Boston Elementary, Middle Schools To Get a Longer Day
Many public elementary- and middle-school students in Boston may soon have a longer time to spend in school each day. A change, announced Friday by Boston mayor Martin J. Walsh, though yet to get final approval from the city's school committee and teachers' unions' full membership, would add 40 minutes to the schedule at schools not already under an extended schedule. Currently, most elementary school students have a 6-hour day, and middle school students' is 10 minutes longer, which means that high schools will now have by default the shortest day (six and a half hours) in the Boston public school system. From the Boston Globe's coverage:
Teachers in the 60 schools would get an annual stipend of $4,464 for the expanded schedule, the mayor’s office said. The plan would be rolled out over three years, beginning with about 20 schools in the 2015-2016 school year, the statement said. Officials said it wasn’t clear which schools would be in the first group. Once fully rolled out, the plan, which would add up to about an extra month of learning per year for 23,000 students, would cost about $12.5 million per year.
How long is the school day in your neck of the woods, and do you think it should be any longer?
No need for school to start at the absolute butt-crack of dawn. It's actually been shown to be harmful for teenagers. Their natural sleep cycle involves sleeping in. Many of them simply physically cannot function so early in the morning. (Thinking is a physical process...)
If high school started an hour later, the kids would be on the streets less while parents are off work, too. So it seems like a win-win, without actually increasing the number of hours of instruction.
Increasing the duration of school won't automatically improve education. "No Child Left Behind" certainly didn't, but it did require greater duration to the school day if you actually met all of its requirements.
"You're right," Fisheye says. "I should have set it on 'whip' or 'chop.'"
It is ludicrous to make the assertion that adding 40 minutes of time to the school day will magically add a month more of learning. The mentally that more time in school equals more learning is very flawed. We have setup our school like little prisons with strict rules and rigid schedules. Real learning doesn't take place while students are sitting at their desk listening to a teacher droning on an on. Real learning takes place when kids are actively engaged. They should invest their money on creating an alternative, project based educational program.
Keep the kids longer and don't send homework.
For many children, success in school depend on 1-on-1 help with homework. In many households, parents are not able to provide that help due to work schedule or their own lack of education. Depending on homework seems to disproportionally affect children living in poor, uneducated households. Those children grow up less educated and end up with a lower paying job, so when they have children of their own, the cycle continues.

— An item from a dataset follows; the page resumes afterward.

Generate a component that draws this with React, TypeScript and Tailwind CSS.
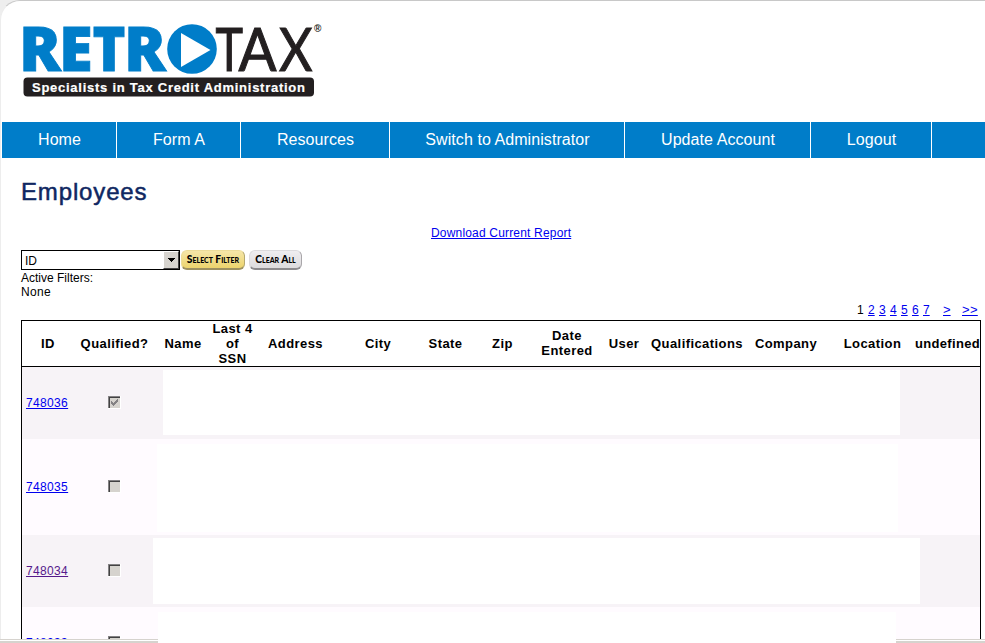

A great example of this is the very debate over "the core curriculum". The debate's loudest voices are from parents that just don't understand what the new methods are trying to accomplish. The parents all agree their child should be taught math, so the debate should be between educators on *how* to do it. I guarantee you that there would be next to no debate if parents were not asked to help with homework. If we limit what we teach to what all parents understand, then we're done. Turn the lights off and crawl back into our caves.
The only benefit to this is for parents using school as a babysitter.
This all makes sense and is probably a good idea.
Only if you're foolish enough to believe that quality = quantity. But that is false. What really needs to happen is to get rid of rote memorization-based standardized tests, the ridiculous amounts of useless busywork that don't help people truly comprehend the material, propaganda trying to teach kids that authority is best, the ridiculous amounts of unnecessary rote memorization in general, and the one-size-fits-all nonsense that plagues the school system.
More schooling (which is just tantamount to brainwashing at the moment) will not fix any of this trash.
And if we move to an 8 hour or longer school day, when are children supposed to develop into adults? I saw it first hand in China where the young adults are barely more mature than our middle school students because they spent so much time in class that they didn't get any of that out of their system. In order to develop into an adult, you reallyneed some time to make your own decisions and have your own experiences.
I'm guessing that you're one of those people for whom the educational system failed if you're blaming teachers' unions. It's not teachers' unions, it's the lack of public support for education that's the problem here. Try getting good teachers if you're not willing to pay a rate that's similar to what other professions with similar education and training requirements pay. Or, how about actually providing support so that the teacher isn't having to work many hours outside of class on things that paraprofessionals should be doing.